*Work to be completed*
Gather every line of the entries that includes the word "this".

■ ■ ■ ■

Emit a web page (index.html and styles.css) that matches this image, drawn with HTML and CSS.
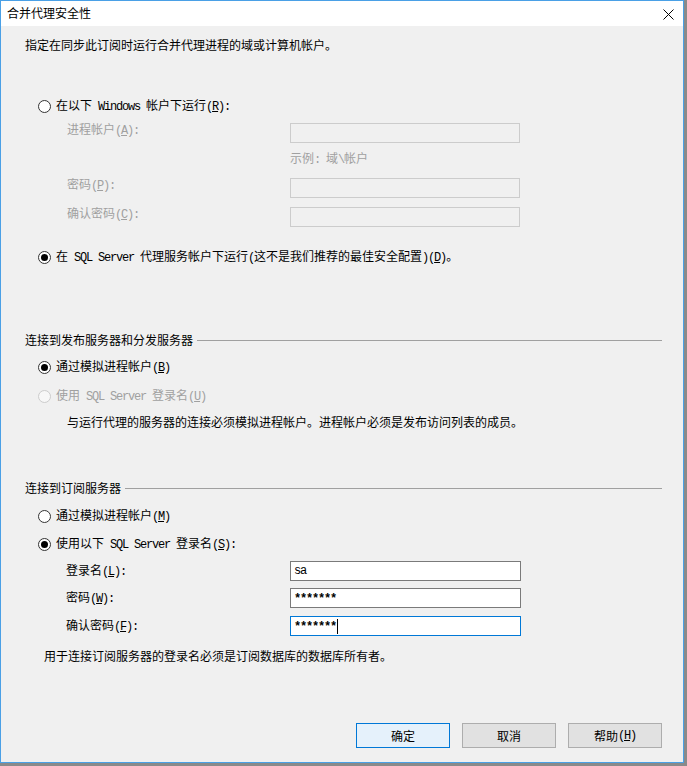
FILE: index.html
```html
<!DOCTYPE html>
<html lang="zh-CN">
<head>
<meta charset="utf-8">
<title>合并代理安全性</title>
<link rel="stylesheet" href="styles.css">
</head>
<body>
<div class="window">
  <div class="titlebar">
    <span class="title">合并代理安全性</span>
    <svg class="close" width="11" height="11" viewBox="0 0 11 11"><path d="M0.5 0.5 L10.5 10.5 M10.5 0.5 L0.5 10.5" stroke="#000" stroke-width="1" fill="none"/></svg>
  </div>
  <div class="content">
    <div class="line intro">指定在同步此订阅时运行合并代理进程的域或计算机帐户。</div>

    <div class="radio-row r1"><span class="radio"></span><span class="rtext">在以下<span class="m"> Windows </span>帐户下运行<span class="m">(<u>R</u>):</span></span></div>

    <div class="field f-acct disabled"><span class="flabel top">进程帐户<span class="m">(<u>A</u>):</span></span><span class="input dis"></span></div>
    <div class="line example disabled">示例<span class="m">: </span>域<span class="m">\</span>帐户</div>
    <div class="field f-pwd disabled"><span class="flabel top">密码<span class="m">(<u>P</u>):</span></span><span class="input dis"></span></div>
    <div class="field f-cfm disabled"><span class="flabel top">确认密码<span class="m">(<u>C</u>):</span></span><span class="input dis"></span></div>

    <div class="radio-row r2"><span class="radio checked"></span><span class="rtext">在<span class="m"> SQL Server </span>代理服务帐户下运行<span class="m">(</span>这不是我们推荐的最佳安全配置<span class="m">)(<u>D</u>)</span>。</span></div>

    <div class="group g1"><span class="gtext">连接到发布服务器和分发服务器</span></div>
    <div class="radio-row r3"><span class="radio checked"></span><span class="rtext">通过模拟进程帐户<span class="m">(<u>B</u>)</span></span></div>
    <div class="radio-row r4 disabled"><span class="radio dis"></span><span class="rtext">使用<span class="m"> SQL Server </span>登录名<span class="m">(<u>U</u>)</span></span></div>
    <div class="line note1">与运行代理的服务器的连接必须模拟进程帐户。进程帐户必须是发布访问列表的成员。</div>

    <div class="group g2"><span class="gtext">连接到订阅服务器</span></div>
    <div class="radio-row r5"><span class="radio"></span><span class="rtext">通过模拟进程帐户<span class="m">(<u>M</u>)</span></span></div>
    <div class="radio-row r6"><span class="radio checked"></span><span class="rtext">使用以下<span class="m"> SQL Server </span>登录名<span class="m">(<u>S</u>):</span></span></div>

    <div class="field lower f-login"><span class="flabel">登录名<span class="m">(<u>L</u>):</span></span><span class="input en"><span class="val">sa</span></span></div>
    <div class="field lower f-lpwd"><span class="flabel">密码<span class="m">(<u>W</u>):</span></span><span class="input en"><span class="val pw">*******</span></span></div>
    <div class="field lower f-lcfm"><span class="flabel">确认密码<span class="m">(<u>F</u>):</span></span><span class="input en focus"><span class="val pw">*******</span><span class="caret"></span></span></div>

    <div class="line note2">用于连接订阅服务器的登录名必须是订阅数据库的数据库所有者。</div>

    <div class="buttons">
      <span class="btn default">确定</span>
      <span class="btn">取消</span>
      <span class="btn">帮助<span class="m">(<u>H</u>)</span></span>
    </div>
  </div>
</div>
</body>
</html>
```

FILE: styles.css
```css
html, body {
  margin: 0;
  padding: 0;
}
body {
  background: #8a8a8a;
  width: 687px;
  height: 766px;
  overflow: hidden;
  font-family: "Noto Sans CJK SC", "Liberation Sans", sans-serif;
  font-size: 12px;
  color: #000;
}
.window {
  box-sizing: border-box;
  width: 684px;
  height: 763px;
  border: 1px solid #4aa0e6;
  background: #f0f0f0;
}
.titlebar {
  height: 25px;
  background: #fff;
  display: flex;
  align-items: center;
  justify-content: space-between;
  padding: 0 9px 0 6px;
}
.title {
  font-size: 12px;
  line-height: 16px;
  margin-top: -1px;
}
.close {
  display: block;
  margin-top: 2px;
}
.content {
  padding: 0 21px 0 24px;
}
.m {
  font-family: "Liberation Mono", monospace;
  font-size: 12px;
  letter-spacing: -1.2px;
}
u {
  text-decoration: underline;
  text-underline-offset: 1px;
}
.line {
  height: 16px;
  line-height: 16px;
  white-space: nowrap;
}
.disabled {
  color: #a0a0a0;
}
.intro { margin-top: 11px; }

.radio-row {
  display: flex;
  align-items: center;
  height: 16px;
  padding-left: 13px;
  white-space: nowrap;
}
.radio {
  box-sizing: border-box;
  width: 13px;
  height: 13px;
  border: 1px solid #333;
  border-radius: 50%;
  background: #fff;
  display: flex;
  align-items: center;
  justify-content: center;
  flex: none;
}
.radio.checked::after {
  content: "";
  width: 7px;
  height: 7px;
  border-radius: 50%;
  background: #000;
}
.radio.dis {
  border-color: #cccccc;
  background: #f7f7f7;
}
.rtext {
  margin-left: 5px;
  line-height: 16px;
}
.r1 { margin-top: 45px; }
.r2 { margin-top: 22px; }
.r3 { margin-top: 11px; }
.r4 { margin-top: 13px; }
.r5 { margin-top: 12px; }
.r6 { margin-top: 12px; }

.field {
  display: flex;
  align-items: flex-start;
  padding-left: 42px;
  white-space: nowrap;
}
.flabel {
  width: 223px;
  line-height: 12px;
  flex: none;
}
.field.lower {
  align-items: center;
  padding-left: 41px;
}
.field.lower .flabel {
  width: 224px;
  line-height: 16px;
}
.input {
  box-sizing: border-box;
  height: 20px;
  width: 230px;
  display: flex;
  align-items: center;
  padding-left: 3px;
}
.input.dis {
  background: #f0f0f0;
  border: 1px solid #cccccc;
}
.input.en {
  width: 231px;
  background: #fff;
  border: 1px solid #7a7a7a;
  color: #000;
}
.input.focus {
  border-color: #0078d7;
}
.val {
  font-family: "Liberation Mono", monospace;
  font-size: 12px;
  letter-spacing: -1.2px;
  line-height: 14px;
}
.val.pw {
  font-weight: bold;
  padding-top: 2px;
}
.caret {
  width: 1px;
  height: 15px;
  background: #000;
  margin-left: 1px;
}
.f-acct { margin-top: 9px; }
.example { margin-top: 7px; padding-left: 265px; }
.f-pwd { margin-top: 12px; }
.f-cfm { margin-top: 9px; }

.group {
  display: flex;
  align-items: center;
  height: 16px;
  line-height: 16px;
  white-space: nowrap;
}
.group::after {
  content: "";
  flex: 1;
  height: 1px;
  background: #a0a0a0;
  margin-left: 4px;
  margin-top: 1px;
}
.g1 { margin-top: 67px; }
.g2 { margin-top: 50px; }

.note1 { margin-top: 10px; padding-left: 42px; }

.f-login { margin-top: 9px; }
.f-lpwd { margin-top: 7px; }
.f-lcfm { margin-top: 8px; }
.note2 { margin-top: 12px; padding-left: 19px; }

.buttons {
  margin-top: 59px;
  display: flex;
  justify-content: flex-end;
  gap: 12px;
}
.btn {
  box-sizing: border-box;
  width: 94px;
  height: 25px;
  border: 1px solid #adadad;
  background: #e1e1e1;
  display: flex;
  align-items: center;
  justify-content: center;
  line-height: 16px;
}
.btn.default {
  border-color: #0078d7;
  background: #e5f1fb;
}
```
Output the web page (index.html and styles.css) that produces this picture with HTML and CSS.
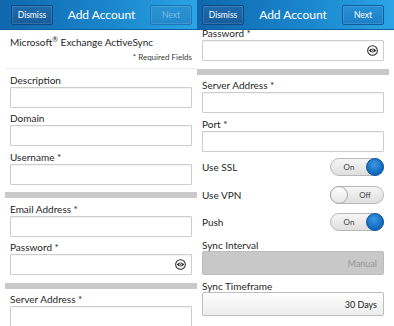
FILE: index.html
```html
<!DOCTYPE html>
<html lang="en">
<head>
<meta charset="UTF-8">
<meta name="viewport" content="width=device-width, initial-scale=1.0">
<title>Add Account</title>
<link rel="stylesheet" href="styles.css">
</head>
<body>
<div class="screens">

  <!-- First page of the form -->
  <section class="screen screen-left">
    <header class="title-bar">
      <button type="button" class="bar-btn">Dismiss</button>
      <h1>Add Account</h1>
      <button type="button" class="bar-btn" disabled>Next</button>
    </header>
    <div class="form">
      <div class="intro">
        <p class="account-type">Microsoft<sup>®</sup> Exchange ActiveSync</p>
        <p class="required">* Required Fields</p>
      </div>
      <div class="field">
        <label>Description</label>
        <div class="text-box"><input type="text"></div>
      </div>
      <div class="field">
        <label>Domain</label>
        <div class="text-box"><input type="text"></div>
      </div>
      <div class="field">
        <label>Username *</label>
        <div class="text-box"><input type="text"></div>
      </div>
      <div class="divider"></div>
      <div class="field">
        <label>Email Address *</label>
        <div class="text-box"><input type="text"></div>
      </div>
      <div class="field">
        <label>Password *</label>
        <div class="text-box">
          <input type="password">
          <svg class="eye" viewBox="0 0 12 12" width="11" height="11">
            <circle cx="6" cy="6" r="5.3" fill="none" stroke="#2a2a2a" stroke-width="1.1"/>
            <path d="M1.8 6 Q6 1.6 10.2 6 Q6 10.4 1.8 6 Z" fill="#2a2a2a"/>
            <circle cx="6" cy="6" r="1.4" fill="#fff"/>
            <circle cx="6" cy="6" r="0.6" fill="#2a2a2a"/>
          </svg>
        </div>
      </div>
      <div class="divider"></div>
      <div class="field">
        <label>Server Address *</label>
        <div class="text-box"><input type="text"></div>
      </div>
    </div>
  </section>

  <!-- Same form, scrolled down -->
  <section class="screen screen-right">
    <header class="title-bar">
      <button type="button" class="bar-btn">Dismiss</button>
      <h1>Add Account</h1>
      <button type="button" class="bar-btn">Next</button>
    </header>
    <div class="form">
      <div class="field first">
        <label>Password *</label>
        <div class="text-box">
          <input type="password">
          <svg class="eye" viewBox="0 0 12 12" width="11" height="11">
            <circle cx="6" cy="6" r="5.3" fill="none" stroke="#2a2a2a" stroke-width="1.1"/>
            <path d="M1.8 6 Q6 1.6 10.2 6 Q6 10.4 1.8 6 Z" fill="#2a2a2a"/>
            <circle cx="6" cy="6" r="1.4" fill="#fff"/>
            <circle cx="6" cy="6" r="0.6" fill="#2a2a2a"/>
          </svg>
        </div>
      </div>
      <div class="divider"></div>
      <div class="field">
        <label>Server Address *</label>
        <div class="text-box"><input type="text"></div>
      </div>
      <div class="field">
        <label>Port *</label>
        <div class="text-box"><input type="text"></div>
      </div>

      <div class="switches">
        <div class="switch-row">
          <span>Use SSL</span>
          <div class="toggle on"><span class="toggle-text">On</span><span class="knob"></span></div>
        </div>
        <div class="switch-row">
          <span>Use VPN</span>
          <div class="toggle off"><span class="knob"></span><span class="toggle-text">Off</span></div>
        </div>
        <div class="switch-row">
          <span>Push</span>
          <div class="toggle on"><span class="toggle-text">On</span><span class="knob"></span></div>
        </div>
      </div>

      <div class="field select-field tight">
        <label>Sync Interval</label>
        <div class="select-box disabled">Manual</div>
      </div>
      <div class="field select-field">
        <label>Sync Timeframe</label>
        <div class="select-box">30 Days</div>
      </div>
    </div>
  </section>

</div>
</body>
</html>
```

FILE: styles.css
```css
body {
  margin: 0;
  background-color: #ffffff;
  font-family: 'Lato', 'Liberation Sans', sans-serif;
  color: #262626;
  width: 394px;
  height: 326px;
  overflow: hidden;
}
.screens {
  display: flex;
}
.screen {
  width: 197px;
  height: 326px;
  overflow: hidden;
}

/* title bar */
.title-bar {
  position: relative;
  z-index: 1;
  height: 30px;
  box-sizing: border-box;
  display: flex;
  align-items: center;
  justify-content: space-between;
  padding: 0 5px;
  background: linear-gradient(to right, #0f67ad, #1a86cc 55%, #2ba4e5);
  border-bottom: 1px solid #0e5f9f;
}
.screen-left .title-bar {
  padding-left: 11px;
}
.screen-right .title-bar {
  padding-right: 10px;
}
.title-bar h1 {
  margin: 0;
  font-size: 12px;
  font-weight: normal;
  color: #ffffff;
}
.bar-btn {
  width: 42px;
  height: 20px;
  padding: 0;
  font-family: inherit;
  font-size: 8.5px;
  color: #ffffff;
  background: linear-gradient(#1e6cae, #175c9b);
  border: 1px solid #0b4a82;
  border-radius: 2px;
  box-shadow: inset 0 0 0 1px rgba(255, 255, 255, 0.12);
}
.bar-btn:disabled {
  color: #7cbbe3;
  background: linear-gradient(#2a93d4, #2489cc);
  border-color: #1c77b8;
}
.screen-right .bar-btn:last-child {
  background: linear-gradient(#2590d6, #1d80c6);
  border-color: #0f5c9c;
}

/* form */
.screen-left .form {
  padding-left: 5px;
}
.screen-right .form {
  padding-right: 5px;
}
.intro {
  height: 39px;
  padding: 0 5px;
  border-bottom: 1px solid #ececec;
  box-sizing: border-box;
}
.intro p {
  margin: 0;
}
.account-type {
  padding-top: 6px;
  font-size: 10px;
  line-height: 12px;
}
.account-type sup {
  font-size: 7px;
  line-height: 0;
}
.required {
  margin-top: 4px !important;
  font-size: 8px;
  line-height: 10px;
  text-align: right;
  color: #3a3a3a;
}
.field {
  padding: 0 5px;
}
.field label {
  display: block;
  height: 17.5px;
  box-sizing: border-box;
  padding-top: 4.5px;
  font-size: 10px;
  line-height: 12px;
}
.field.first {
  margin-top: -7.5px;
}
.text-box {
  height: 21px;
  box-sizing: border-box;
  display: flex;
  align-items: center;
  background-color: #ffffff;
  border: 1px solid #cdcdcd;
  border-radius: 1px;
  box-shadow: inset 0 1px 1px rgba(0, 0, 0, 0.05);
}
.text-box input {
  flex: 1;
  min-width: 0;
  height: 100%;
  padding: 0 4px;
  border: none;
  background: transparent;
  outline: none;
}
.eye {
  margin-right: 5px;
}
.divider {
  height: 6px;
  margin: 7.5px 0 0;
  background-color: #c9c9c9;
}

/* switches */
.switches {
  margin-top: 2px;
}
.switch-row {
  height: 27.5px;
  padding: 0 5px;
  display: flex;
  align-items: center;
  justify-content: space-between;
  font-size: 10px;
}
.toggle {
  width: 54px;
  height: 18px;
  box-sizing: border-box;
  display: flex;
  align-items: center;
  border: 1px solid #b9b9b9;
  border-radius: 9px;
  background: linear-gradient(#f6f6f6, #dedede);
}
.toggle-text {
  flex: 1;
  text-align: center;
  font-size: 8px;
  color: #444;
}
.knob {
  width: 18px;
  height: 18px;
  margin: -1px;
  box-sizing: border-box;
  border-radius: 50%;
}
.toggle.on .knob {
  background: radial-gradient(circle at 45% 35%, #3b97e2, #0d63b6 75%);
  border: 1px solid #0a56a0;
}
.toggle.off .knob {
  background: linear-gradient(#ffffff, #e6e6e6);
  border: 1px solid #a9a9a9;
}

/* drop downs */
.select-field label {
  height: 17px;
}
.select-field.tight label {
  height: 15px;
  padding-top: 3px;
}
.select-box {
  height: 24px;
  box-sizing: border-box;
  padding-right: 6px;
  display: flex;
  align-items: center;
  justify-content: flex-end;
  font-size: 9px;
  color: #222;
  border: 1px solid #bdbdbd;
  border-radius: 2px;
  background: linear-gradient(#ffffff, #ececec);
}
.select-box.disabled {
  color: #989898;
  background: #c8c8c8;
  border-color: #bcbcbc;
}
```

■ ■ ■ ■

*Full response*
Emit a web page (index.html and styles.css) that matches this image, drawn with HTML and CSS.
Output the web page (index.html and styles.css) that produces this picture with HTML and CSS.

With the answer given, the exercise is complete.